CREDENCE OF OCEANS ( Oceanography )
- Scientists say that approximately 95% of the oceans are yet unexplored. They know more about moons and mars than they do about the ocean.
- It was Sir Benjamin Franklin, the first person to study the Gulf Stream scientifically.
- Earthquakes are natural disasters that take place all over the world but most of them are under the water of the oceans.
- Mid-Ocean Ridge is the longest mountain range in the whole world and it is located under the ocean.
- The first-ever textbook was written by Matthew Fontaine Maury in 1855. It was about oceanography called the PHYSICAL GEOGRAPHY OF THE SEA.
- Gold suspensions are a huge outcome of oceans. Mining them out from the seawater has not been possible yet.
- Documentation research says that the ocean’s coral reefs are ranked second in terms of the biodiversity of species. The world’s rainforest ranks first!
- Global warming is the major cause behind the melting of Antarctica resulting in rising sea levels.
- Analysis of seismic waves passing through the deep earth appears to confirm that an ocean of water is tied up in the mantle, 400 miles below the surface. Any voyager to the centre of the earth could leave the wet suit behind, however. The water is not liquid, but rather bound in minerals that exist at the extreme pressures found at such depths.

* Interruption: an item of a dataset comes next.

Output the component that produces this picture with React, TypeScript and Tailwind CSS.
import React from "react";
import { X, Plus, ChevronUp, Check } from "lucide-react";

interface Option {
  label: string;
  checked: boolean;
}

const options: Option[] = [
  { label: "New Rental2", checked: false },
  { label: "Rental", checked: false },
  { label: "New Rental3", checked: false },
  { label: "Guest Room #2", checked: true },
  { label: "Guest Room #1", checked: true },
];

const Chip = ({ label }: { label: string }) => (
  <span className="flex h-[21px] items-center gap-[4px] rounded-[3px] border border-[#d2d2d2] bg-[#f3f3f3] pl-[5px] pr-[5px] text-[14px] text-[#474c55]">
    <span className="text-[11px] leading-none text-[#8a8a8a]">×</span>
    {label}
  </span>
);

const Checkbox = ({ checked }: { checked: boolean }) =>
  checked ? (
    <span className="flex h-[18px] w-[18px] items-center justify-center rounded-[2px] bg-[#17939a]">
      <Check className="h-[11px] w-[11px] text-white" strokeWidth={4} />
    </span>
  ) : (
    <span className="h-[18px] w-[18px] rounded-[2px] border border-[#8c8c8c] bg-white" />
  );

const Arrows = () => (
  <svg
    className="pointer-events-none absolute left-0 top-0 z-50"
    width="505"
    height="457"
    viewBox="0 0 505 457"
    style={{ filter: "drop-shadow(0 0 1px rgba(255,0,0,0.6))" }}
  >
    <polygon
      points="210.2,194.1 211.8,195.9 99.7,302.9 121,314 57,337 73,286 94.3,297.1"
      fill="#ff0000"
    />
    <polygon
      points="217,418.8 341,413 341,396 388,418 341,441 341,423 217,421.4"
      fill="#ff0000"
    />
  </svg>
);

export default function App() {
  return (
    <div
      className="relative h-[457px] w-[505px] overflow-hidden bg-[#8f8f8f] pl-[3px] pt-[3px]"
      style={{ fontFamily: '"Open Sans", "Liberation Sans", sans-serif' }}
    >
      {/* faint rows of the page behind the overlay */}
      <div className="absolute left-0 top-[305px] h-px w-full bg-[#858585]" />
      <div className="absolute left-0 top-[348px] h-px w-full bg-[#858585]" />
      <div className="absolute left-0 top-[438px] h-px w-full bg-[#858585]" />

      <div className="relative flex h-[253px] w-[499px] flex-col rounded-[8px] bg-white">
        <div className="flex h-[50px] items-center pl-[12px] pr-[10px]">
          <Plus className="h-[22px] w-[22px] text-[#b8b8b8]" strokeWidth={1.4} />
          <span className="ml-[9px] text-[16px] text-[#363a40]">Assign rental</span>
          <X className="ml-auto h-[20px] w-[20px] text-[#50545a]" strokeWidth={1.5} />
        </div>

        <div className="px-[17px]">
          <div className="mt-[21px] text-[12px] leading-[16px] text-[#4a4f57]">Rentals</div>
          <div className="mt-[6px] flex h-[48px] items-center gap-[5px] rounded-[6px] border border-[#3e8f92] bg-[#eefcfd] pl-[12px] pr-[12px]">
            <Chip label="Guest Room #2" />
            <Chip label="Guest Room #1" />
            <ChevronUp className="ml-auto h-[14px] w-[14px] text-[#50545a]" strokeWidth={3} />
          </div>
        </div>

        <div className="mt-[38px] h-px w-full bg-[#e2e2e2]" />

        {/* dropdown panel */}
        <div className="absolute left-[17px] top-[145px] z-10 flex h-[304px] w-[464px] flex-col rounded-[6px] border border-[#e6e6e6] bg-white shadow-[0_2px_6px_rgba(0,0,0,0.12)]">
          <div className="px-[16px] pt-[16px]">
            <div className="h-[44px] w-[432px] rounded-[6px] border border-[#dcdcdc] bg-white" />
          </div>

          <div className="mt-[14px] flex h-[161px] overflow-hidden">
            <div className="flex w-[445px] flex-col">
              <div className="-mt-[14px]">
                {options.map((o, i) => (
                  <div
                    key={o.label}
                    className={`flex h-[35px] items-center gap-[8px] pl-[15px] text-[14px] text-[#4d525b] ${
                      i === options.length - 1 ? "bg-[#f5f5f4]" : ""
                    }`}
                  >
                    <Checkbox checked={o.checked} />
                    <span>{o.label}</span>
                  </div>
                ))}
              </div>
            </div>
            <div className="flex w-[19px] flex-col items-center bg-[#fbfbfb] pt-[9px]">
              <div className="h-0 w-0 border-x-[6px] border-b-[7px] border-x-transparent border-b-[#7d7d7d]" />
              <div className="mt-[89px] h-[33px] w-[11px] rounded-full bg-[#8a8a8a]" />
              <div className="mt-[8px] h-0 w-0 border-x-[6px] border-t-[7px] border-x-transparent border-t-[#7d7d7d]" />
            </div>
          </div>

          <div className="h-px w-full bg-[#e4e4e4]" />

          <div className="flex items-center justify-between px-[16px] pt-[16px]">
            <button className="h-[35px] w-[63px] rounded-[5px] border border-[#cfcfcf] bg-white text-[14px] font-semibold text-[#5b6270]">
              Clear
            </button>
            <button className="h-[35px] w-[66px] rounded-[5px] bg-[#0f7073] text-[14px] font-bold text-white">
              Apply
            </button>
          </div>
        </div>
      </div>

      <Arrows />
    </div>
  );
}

- The finding suggests that processes that occur in the shallower mantle and that cause volcanoes and related activity at the surface are also occurring farther down.
- “It’s a new view of the structure of this part of the earth,” said Brandon Schmandt, a geophysicist at the University of New Mexico and an author of a recent paper in the journal Science describing the research.
- The work also adds credence to the idea that the earth’s water accumulated in the interior during the planet’s formation, rather than arriving later through the bombardment of icy comets. In this view, water bound up in minerals in the mantle, the 1,800-mile-thick layer between the thin crust and the hot metallic core, degassed over time and reached the surface.
- The scientists studied a part of the mantle called the transition zone, from 300 to 440 miles deep. The ability of this zone to contain water — and apparently to retain a lot of it — “may have something to do with stabilising or buffering the size of the oceans,” said Steven D Jacobsen, a mineralogist at Northwestern University and another author of the paper. “It may be fortunate that the earth’s interior can act like a sponge.”
- Schmandt analysed seismic data from the US Array project, in which 400 mobile seismometers have been deployed across the US to create high-resolution images of the mantle. The analysis showed signs of melting in the transition zone, in areas where convection was causing the mantle to flow downward.
- Melting of the mantle occurs close to the surface, creating the magma that is responsible for volcanic hot spots around the world. The process is called dehydration melting, because as parts of the mantle slide deeper at places where the earth’s tectonic plates meet, the increasing pressure causes minerals in the mantle to release their water, lowering the melting temperature.
- But finding evidence of melting much farther down, as Schmandt did, was difficult to explain “unless you invoke water,” Jacobsen said. The work is all part of trying to understand how the dynamics of the deep earth affect what happens at the surface
EPILOGUE OF OCEANS ( Oceanography )
Alt: 200 million years old ocean;
Oceanographers had a scientific belief that the ocean floors are only about 200 million years old. Whereas, the continents are about 2-3 million years old. The effects of wind stress on the surface of the ocean have gone down through the water column by eddy viscosity and the energy is transferred to the water column. Water masses of different densities are produced due to different climates. Sea ice generation creates a lot of dense water masses in the polar region. The global circulation that has been set up due to differing densities of water which is drawn schematically as an ‘OCEAN CONVEYOR BELT’ redistributes large amounts of heat around the Earth.